* _What you should do_
Up to and including the line with "import React from", write out the listing from its first line, minus the pictures.

* _Source material_
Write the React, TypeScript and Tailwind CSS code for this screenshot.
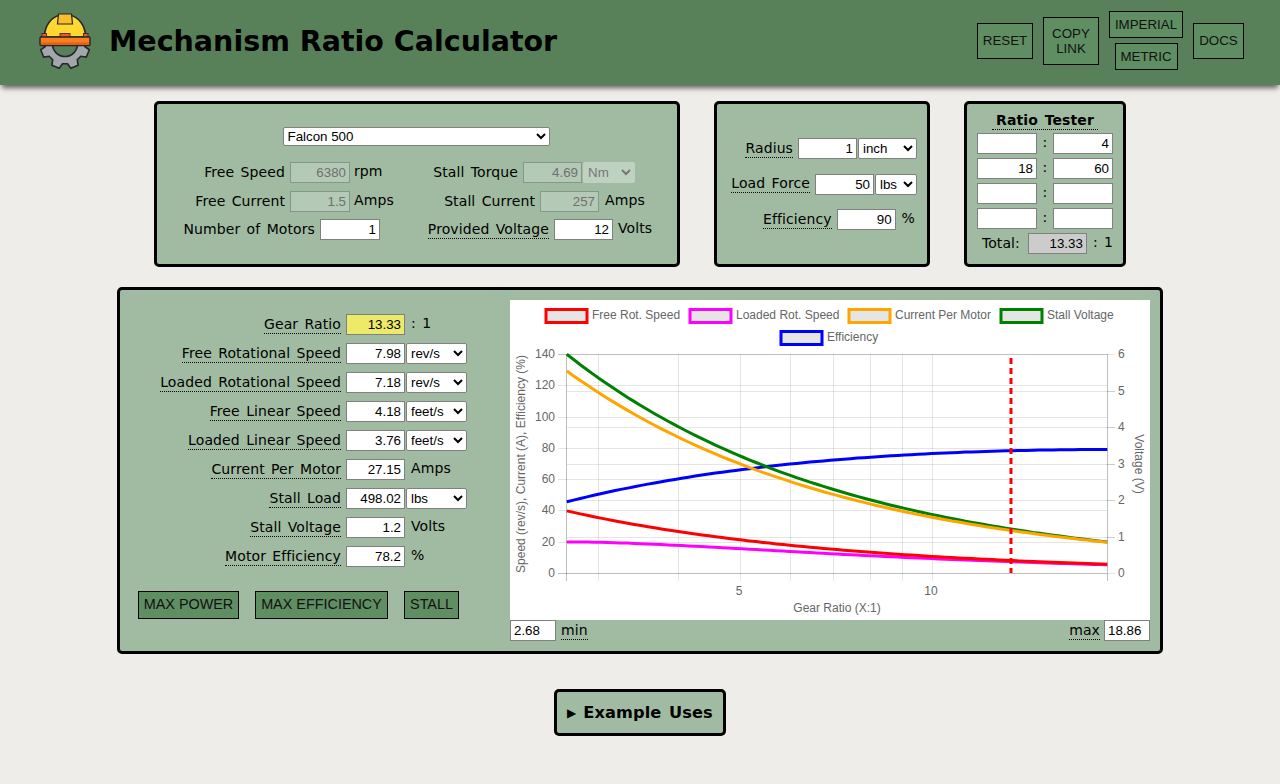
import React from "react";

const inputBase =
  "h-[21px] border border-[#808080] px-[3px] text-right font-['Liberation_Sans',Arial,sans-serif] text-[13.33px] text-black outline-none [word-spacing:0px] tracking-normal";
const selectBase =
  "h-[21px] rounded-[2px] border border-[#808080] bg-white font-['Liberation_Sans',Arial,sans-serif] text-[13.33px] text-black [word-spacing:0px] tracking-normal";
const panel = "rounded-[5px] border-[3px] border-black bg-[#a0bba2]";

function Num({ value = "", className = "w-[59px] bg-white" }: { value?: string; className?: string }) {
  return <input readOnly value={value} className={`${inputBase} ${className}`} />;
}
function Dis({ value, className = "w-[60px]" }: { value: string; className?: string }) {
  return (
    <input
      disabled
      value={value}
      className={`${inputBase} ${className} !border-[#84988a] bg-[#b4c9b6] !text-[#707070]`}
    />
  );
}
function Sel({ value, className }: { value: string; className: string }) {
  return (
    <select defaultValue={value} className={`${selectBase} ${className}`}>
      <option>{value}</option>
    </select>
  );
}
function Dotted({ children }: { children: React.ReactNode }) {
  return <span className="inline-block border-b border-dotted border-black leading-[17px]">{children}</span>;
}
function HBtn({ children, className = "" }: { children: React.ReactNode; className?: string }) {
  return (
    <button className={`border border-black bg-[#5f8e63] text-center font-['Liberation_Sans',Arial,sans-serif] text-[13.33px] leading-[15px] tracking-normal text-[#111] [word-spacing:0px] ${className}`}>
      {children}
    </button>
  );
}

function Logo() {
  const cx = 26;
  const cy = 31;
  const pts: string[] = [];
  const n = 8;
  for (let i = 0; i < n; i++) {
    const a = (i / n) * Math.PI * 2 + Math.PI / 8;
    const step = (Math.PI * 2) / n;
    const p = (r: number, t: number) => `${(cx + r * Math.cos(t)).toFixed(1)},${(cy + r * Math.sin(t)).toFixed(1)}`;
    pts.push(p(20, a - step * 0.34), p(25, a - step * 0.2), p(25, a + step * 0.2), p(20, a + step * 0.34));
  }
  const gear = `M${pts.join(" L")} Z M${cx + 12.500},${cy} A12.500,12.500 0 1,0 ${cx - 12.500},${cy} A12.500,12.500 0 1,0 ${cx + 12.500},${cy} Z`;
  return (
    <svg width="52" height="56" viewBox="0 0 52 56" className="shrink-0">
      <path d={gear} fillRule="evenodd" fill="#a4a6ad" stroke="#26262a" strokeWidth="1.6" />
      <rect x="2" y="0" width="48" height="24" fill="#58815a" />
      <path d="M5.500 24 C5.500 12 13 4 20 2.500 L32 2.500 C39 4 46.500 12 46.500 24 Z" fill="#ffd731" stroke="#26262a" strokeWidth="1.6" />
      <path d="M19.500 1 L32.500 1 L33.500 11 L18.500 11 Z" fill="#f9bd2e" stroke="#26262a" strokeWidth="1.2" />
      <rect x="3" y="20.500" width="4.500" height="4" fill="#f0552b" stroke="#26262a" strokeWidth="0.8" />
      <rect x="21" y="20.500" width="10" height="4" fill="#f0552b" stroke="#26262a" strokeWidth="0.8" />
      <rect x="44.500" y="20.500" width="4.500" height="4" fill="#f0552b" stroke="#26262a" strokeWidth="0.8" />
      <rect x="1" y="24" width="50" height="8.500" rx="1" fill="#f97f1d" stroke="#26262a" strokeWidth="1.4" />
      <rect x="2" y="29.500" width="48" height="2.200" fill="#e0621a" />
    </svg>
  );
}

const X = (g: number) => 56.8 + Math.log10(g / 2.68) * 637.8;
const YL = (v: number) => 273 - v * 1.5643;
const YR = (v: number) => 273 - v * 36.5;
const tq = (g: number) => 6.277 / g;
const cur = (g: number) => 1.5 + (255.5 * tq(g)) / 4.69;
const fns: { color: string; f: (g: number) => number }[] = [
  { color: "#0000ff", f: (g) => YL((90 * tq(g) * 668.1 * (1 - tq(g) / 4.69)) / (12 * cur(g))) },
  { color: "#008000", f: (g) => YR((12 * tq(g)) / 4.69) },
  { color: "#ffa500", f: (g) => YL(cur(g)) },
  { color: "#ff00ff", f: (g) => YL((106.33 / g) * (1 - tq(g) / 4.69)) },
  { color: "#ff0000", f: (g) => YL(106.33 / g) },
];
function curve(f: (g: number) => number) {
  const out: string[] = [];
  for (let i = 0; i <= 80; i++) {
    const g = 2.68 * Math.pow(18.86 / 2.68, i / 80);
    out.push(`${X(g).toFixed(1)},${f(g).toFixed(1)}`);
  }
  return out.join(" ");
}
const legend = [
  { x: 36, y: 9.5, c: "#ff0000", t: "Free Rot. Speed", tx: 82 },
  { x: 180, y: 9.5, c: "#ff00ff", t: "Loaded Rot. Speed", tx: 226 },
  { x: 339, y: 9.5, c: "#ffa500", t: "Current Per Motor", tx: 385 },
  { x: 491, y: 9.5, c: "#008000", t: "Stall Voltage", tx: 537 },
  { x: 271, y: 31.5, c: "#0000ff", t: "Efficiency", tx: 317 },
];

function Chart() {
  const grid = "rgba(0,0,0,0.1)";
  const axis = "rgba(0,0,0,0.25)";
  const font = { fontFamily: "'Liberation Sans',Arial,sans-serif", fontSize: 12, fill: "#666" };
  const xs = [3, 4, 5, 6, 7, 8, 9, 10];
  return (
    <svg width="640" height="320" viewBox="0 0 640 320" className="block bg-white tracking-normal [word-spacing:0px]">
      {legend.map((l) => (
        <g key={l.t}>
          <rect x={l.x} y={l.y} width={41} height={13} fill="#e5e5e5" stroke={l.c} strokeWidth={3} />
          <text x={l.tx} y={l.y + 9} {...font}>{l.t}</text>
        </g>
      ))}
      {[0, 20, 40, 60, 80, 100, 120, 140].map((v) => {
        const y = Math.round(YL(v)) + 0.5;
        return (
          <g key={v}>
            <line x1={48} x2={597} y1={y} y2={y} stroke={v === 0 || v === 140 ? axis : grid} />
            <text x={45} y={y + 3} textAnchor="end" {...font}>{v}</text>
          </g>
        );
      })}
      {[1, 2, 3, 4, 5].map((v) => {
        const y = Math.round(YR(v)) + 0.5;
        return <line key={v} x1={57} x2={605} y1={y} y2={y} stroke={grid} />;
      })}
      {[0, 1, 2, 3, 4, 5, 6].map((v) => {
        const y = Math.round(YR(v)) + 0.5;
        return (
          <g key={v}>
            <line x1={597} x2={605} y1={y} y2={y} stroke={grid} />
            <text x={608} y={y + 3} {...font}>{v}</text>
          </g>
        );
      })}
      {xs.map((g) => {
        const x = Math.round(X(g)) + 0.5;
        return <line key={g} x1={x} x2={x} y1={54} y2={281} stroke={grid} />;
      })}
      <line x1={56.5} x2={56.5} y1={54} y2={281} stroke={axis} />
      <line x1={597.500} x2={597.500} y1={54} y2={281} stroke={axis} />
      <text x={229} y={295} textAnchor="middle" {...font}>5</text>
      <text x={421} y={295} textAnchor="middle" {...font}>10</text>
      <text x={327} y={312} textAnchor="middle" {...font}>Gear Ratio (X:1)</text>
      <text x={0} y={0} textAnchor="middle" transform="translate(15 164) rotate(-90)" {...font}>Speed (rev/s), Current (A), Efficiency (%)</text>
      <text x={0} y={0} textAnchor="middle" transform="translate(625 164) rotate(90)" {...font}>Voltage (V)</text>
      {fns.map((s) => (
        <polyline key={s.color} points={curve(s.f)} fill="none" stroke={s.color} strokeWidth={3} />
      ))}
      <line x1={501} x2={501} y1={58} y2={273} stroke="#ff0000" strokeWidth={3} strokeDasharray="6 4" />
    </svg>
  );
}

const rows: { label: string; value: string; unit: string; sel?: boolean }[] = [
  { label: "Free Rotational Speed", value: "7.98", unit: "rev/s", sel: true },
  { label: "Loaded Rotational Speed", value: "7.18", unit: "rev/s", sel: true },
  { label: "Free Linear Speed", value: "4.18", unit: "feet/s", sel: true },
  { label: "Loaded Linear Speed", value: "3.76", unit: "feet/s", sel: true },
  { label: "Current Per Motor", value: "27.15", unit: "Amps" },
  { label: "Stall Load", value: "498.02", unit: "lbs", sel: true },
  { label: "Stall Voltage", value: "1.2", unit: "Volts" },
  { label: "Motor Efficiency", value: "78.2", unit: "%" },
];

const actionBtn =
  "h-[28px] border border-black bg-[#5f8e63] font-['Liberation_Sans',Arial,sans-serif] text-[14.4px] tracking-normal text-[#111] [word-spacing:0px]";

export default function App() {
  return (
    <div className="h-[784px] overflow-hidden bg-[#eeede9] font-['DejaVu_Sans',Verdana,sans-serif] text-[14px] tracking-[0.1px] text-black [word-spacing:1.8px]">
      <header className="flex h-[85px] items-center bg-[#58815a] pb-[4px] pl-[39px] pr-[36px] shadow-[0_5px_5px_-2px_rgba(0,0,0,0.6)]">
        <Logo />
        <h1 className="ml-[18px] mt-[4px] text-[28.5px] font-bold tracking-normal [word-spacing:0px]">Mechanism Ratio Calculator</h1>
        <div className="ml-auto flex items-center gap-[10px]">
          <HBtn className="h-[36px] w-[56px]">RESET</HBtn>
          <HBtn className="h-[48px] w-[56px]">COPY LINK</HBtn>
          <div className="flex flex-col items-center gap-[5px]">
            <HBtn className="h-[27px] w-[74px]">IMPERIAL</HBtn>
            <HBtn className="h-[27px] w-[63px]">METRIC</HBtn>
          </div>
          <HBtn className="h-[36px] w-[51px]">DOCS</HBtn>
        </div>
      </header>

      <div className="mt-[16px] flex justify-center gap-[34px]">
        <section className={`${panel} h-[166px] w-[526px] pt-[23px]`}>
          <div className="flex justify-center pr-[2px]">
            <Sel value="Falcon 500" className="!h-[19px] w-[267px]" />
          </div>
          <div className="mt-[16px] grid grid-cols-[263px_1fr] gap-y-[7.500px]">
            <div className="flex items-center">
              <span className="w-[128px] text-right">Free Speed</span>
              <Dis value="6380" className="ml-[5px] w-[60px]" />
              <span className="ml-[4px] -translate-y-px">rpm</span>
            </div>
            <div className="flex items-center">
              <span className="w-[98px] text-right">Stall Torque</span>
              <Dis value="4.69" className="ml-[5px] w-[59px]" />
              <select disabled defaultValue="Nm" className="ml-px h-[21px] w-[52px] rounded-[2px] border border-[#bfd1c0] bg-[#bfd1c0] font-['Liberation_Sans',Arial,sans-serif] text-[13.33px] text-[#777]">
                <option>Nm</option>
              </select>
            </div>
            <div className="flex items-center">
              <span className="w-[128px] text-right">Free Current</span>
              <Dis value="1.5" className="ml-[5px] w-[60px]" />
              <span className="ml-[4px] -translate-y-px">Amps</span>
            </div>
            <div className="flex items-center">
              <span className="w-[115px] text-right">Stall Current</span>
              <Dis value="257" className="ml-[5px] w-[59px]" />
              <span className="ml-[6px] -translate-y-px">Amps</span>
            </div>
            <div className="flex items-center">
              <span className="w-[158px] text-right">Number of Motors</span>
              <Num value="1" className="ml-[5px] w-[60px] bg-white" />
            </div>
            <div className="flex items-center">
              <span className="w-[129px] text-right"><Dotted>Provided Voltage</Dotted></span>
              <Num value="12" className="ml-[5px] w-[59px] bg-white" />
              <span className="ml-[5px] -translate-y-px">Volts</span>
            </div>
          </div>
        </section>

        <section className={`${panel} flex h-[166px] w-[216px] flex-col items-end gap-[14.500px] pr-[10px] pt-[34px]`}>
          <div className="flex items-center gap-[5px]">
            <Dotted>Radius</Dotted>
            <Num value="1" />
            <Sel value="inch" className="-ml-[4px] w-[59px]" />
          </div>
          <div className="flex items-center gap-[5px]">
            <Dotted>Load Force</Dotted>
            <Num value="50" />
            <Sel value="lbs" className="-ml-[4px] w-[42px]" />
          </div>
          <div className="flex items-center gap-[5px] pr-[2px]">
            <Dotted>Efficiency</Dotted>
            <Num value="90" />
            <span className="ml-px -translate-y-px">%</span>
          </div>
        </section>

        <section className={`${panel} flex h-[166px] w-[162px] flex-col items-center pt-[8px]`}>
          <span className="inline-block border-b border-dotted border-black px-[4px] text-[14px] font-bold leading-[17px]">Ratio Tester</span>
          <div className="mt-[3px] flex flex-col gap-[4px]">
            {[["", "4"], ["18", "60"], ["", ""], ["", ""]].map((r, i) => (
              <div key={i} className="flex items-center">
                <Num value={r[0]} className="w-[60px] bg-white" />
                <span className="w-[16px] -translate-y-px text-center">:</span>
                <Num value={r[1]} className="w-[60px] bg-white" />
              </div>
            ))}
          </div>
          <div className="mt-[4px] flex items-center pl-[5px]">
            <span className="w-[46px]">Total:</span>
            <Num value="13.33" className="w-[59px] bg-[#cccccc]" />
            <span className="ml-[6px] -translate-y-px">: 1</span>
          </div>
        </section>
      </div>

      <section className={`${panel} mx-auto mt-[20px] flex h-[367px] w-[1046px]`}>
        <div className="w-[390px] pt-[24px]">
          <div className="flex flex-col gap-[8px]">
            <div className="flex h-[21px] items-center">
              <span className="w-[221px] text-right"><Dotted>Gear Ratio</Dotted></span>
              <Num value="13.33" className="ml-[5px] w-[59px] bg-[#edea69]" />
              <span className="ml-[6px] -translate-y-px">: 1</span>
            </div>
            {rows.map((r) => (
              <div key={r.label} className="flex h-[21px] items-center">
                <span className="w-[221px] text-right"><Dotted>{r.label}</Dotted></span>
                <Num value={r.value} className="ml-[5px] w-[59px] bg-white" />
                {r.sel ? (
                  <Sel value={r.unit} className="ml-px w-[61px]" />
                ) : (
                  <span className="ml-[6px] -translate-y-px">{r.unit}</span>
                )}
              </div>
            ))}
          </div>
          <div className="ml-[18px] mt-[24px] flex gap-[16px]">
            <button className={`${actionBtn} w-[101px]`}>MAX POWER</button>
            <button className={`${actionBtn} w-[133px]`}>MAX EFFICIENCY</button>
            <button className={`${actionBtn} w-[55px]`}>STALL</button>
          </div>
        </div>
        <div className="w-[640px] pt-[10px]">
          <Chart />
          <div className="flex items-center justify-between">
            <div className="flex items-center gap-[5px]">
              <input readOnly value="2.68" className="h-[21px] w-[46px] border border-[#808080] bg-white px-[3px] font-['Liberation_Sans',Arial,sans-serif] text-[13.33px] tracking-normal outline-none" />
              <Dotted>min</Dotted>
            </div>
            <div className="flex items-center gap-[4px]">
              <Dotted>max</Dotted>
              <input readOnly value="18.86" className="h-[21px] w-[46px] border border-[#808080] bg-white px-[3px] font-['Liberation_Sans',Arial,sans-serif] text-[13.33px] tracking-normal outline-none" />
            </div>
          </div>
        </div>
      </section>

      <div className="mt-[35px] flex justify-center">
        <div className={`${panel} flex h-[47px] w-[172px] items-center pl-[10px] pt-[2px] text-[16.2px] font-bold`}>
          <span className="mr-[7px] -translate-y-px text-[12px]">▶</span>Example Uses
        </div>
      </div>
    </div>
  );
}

* _Solution below_
Write the React, TypeScript and Tailwind CSS code for this screenshot.
import React from "react";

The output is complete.